> Information supplied:

•••

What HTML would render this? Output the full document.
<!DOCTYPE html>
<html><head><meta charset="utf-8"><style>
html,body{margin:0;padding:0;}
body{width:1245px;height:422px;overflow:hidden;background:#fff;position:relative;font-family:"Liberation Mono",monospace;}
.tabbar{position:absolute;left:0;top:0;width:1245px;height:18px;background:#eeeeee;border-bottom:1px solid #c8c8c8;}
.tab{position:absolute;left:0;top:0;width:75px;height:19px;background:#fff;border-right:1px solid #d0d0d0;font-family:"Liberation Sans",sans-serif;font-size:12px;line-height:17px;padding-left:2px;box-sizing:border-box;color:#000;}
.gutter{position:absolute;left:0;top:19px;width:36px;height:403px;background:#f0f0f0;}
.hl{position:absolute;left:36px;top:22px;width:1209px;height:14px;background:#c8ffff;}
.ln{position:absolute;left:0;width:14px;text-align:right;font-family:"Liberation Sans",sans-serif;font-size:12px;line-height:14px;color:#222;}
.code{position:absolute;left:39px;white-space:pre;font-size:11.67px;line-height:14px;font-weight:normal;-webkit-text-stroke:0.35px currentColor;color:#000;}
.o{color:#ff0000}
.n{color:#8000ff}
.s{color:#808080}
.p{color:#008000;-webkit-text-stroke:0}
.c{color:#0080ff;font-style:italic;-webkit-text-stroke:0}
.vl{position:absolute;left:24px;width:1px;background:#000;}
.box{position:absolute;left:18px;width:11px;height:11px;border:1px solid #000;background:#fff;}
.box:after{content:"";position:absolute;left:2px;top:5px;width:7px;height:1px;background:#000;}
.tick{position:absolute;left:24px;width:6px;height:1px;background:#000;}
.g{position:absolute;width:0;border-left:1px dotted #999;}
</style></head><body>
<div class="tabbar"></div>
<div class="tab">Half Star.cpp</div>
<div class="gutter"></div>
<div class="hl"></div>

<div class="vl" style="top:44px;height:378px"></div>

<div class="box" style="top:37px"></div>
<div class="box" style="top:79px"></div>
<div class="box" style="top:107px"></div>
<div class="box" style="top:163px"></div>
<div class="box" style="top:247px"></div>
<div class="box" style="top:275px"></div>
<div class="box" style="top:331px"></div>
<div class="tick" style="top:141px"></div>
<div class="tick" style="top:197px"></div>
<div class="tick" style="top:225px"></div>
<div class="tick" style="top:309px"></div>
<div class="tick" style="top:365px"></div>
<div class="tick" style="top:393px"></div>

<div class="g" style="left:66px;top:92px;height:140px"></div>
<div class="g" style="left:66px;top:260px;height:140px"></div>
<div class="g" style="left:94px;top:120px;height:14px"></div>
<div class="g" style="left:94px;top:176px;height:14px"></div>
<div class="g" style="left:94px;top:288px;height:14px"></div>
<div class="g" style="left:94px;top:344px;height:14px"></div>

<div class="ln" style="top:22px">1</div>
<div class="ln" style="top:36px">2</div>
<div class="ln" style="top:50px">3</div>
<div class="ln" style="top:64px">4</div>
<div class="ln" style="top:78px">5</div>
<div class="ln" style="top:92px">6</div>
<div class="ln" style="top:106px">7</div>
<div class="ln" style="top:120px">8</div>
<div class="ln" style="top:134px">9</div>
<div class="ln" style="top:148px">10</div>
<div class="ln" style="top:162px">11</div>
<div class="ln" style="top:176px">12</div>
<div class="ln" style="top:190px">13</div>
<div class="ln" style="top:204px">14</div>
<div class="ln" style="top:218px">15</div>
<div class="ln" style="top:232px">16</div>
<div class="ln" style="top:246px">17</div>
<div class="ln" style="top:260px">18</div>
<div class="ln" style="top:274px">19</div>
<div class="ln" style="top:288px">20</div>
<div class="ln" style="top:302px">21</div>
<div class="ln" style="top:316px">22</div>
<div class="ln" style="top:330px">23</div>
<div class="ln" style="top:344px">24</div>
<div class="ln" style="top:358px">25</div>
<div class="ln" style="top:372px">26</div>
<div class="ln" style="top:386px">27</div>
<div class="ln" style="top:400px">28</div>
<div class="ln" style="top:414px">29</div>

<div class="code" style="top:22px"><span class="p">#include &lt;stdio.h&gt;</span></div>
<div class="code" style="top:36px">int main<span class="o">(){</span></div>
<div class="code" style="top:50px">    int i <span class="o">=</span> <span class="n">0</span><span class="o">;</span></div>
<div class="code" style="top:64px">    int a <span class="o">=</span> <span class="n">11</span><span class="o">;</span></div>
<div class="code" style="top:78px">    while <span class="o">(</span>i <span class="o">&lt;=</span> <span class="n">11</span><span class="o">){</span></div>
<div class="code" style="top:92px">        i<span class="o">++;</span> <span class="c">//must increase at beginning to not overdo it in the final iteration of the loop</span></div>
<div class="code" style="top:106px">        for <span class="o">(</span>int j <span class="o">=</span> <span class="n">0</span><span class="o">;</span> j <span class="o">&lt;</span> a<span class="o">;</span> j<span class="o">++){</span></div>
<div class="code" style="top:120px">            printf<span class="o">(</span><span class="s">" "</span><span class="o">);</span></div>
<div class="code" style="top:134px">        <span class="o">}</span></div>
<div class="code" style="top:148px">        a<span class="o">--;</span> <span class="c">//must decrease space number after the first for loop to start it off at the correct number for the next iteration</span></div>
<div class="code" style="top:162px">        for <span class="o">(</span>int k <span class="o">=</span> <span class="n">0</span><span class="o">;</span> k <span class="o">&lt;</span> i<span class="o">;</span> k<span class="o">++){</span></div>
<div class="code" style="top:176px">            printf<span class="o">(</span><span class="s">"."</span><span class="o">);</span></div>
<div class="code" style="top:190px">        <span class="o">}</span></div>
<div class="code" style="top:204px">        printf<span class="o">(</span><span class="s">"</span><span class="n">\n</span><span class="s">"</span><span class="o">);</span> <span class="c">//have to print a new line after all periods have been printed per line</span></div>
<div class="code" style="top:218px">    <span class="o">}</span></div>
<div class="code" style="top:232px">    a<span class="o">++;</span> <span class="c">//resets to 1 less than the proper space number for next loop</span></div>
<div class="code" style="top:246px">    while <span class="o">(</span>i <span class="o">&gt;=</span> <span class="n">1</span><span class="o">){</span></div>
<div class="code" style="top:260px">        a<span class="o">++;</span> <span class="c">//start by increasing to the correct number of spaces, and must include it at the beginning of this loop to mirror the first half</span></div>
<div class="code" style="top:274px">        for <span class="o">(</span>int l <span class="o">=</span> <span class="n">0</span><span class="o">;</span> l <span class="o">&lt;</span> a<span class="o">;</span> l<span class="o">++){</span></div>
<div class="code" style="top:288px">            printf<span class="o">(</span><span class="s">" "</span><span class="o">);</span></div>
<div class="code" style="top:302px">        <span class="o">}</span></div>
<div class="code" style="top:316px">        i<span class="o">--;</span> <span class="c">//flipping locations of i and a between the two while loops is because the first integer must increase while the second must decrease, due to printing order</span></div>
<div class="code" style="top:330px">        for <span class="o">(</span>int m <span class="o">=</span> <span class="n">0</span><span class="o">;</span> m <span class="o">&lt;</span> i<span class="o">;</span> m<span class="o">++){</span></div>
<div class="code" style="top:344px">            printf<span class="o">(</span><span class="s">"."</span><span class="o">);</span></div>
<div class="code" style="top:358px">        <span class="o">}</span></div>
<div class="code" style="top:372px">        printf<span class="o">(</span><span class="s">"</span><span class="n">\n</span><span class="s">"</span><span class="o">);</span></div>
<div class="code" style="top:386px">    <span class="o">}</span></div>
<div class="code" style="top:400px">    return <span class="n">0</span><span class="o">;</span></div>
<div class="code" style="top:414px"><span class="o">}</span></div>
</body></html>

•••

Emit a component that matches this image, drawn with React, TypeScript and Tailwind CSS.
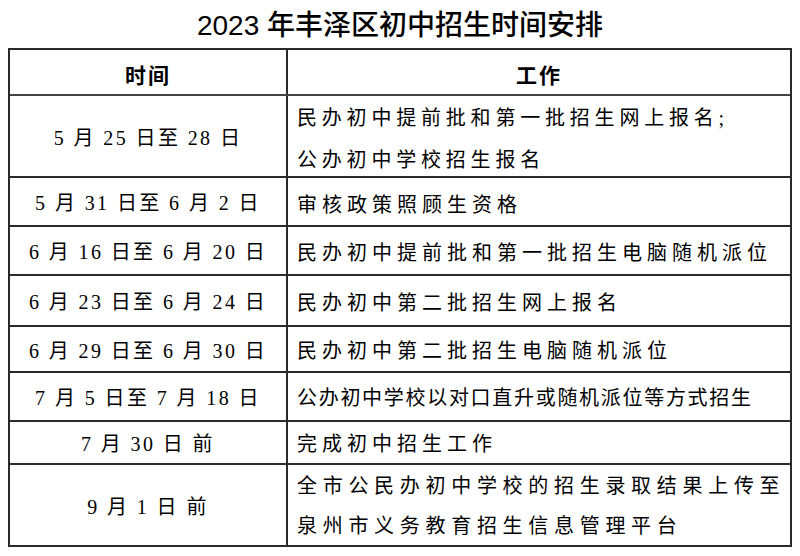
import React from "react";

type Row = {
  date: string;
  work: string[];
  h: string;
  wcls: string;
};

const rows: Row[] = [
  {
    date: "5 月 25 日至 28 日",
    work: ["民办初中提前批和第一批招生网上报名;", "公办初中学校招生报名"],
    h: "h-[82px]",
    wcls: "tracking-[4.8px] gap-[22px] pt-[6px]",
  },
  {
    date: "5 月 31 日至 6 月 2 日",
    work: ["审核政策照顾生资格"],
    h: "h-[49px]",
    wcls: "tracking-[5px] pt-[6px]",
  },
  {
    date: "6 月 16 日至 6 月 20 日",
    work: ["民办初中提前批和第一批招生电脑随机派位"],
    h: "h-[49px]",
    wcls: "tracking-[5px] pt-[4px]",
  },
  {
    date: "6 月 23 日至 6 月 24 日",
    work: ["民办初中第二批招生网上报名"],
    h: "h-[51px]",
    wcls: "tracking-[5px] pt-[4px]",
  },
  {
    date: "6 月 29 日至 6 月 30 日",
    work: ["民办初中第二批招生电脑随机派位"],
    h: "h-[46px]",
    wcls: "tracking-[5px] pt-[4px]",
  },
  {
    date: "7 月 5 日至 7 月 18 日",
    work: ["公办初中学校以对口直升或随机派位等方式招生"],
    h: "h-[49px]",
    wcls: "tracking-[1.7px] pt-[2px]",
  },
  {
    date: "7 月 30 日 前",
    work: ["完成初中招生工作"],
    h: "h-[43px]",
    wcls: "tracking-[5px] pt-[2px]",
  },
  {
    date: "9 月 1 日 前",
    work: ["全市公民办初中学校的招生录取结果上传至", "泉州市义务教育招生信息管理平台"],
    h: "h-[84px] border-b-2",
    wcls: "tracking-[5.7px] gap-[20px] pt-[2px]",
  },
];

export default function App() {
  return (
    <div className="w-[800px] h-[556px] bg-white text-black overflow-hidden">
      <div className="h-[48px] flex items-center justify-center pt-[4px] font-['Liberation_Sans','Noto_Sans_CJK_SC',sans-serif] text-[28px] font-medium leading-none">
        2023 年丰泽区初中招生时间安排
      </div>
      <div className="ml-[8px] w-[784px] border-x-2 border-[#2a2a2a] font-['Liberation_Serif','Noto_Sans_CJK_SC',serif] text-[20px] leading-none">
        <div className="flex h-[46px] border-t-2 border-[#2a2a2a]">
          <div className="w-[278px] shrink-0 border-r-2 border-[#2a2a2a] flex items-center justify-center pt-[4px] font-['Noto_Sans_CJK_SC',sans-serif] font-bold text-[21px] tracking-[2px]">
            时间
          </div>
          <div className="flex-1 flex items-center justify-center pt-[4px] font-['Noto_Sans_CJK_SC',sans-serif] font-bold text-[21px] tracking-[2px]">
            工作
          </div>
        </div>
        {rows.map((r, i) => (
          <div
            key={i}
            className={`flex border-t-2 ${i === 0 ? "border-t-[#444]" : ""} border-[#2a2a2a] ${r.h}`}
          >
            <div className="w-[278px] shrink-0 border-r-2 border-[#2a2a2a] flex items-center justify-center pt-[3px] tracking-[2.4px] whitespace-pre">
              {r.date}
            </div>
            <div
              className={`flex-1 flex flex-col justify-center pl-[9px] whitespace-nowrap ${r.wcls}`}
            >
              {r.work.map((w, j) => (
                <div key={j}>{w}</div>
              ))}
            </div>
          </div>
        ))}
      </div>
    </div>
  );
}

•••

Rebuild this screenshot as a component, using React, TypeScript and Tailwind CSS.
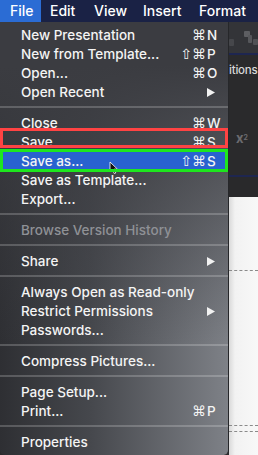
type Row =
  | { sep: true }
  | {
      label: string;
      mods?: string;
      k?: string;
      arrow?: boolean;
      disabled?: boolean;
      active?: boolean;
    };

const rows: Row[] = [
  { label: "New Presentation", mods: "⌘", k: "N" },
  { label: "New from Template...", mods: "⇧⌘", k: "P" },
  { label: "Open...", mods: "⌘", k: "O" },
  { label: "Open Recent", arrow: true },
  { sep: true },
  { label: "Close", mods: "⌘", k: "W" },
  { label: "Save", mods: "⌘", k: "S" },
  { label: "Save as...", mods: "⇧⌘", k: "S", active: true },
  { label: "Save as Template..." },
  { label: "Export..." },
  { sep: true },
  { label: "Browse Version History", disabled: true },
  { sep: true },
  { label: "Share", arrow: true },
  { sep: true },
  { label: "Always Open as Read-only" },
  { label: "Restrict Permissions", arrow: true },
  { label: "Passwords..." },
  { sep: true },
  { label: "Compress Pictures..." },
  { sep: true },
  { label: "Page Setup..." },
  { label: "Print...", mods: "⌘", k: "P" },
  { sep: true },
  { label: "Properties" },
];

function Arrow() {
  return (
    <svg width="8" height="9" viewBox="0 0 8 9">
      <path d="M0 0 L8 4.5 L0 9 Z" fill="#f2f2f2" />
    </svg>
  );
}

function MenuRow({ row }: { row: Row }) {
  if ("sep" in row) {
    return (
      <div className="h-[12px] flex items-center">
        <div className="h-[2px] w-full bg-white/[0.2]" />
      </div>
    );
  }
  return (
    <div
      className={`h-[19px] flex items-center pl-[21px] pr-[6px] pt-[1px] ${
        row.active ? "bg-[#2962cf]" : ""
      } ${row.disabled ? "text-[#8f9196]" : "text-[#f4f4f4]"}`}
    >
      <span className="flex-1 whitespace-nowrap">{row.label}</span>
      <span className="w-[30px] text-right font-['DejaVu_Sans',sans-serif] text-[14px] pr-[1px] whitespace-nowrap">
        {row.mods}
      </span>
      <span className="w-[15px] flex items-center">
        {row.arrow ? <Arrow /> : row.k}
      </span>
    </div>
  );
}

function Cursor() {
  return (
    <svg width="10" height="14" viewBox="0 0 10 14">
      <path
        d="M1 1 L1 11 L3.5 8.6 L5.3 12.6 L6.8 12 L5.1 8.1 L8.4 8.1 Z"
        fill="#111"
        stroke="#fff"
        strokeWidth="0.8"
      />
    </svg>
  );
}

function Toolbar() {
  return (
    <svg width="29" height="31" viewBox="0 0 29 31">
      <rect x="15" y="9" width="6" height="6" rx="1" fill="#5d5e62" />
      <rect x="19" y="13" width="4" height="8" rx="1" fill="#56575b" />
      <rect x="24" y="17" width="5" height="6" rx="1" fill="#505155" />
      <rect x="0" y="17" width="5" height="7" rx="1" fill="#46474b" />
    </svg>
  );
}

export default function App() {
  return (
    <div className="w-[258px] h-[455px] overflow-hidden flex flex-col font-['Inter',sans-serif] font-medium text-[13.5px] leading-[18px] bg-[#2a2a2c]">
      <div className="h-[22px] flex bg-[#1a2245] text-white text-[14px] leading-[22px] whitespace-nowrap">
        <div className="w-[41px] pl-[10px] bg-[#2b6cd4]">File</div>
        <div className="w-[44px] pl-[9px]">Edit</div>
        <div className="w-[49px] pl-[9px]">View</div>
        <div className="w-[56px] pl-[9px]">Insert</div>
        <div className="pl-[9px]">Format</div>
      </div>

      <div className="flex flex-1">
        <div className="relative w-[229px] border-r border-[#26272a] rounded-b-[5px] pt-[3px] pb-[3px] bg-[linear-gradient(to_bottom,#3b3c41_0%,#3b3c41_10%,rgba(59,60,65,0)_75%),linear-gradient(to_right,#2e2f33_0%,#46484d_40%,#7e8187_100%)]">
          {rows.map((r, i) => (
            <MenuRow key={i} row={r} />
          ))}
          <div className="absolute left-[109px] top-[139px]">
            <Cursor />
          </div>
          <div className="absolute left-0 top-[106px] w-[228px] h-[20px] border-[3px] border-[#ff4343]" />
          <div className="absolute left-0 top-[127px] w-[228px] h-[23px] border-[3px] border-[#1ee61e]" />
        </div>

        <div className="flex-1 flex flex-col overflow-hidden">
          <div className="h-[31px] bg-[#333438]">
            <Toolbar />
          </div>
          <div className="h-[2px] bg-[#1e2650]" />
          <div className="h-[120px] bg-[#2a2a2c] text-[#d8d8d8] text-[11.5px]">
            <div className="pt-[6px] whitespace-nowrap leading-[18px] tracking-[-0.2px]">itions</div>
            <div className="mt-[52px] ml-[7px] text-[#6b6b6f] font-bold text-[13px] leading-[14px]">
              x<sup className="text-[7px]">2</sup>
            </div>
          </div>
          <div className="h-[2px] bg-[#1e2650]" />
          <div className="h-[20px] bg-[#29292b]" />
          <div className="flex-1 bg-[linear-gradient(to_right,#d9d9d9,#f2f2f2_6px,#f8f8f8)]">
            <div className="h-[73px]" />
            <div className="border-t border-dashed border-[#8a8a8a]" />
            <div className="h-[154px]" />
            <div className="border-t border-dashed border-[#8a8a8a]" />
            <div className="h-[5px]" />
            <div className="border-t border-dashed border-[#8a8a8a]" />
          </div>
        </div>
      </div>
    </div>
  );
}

•••

> To be done:
From the listing above, collect each line in which the string "full" appears.

> Output for this task:
What HTML would render this? Output the full document.
        <div className="h-[2px] w-full bg-white/[0.2]" />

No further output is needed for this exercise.